Thanks for the feedback. I did some more digging last night and came the same conclusion. These were probably local social clubs that may have had some support (official or unofficial) from the railroads. I also found on EBay (when all else fails, search there) where someone is selling a page dated late 1800s that showed a Railroad Men's Club that was built by the Vanderbilts for their employees.
As a former stock broker, I found it a bit odd that a non-profit would issue an actual stock certificate. Looking at it, this is not something someone decided to just print up so you can show you're a member. It has all the legal jargon and seals, and appear that everything was registered with the state under existing incorporation laws of the day. Like you, I have never seen a private club do this. Normally, you pay an initiation fee, then on-going dues. At the same time he joined this club, my grandfather was the secretary for the German-American Club in Jacksonville, and documents we have relating to that indicate just initiation fees and dues. No mention of "stock". I'm wondering if some lawyer talked the Railroad Club into doing it this way.

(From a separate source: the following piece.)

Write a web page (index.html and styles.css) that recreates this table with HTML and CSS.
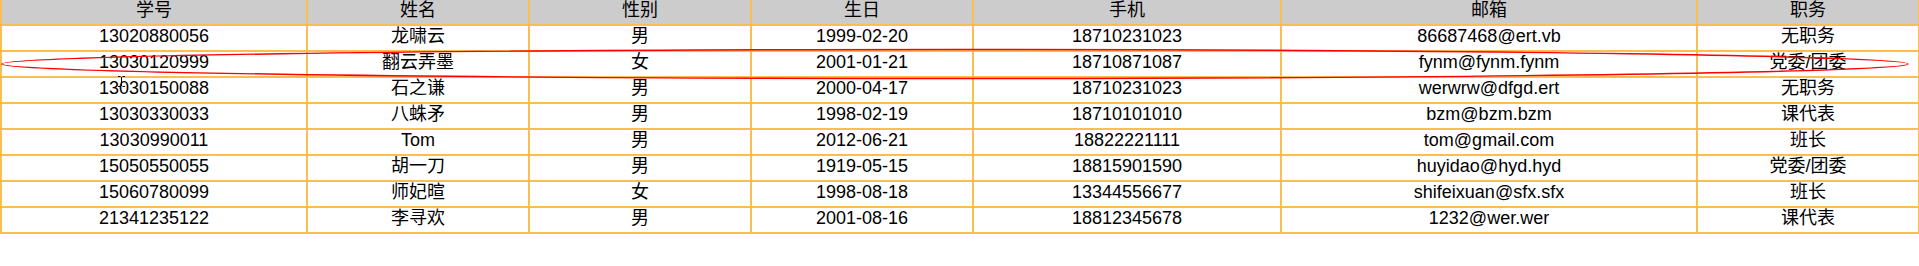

A question we may never know the answer to.
This has given me the idea of possibly creating stock certificates for the operating group I'm in. Might make a fun Christmas present.
This is an interesting piece of railroad history, and hopefully one not totally lost to time.
As an aside, my grandfather grew up on a farm and believed only in investing in real estate. I remember him saying many times that if you can't go and physically see what you own, and run your fingers through the dirt, then don't buy it, and through out his life, he always owned multiple rental properties. Given that, this is probably the only "stock" certificate he ever put his name one (my grandmother, on the other hand, played the market and did quite well).